--- Start of SUPPLIED DATA ---

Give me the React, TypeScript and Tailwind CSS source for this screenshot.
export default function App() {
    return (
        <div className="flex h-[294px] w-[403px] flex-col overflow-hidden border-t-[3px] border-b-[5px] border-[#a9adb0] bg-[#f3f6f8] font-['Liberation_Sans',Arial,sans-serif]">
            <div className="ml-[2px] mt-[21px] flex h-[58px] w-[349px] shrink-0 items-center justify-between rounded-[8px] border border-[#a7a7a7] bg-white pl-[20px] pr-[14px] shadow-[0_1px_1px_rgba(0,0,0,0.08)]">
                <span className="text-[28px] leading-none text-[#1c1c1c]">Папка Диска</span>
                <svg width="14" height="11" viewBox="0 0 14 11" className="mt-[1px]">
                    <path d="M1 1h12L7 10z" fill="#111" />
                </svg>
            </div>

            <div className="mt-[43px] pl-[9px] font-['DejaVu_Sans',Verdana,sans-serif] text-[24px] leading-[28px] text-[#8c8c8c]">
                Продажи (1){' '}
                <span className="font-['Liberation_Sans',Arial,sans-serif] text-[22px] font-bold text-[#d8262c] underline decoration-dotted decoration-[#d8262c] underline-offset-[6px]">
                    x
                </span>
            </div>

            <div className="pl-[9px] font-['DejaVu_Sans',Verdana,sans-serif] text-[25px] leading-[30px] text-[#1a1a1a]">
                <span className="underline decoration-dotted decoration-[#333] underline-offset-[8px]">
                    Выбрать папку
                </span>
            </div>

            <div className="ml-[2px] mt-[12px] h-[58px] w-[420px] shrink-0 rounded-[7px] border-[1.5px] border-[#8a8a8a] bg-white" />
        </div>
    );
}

--- End of SUPPLIED DATA ---

**YOUR TASK:** Each line above is to be repeated exactly.

**EXERCISE ANSWER:**
Give me the React, TypeScript and Tailwind CSS source for this screenshot.
export default function App() {
    return (
        <div className="flex h-[294px] w-[403px] flex-col overflow-hidden border-t-[3px] border-b-[5px] border-[#a9adb0] bg-[#f3f6f8] font-['Liberation_Sans',Arial,sans-serif]">
            <div className="ml-[2px] mt-[21px] flex h-[58px] w-[349px] shrink-0 items-center justify-between rounded-[8px] border border-[#a7a7a7] bg-white pl-[20px] pr-[14px] shadow-[0_1px_1px_rgba(0,0,0,0.08)]">
                <span className="text-[28px] leading-none text-[#1c1c1c]">Папка Диска</span>
                <svg width="14" height="11" viewBox="0 0 14 11" className="mt-[1px]">
                    <path d="M1 1h12L7 10z" fill="#111" />
                </svg>
            </div>

            <div className="mt-[43px] pl-[9px] font-['DejaVu_Sans',Verdana,sans-serif] text-[24px] leading-[28px] text-[#8c8c8c]">
                Продажи (1){' '}
                <span className="font-['Liberation_Sans',Arial,sans-serif] text-[22px] font-bold text-[#d8262c] underline decoration-dotted decoration-[#d8262c] underline-offset-[6px]">
                    x
                </span>
            </div>

            <div className="pl-[9px] font-['DejaVu_Sans',Verdana,sans-serif] text-[25px] leading-[30px] text-[#1a1a1a]">
                <span className="underline decoration-dotted decoration-[#333] underline-offset-[8px]">
                    Выбрать папку
                </span>
            </div>

            <div className="ml-[2px] mt-[12px] h-[58px] w-[420px] shrink-0 rounded-[7px] border-[1.5px] border-[#8a8a8a] bg-white" />
        </div>
    );
}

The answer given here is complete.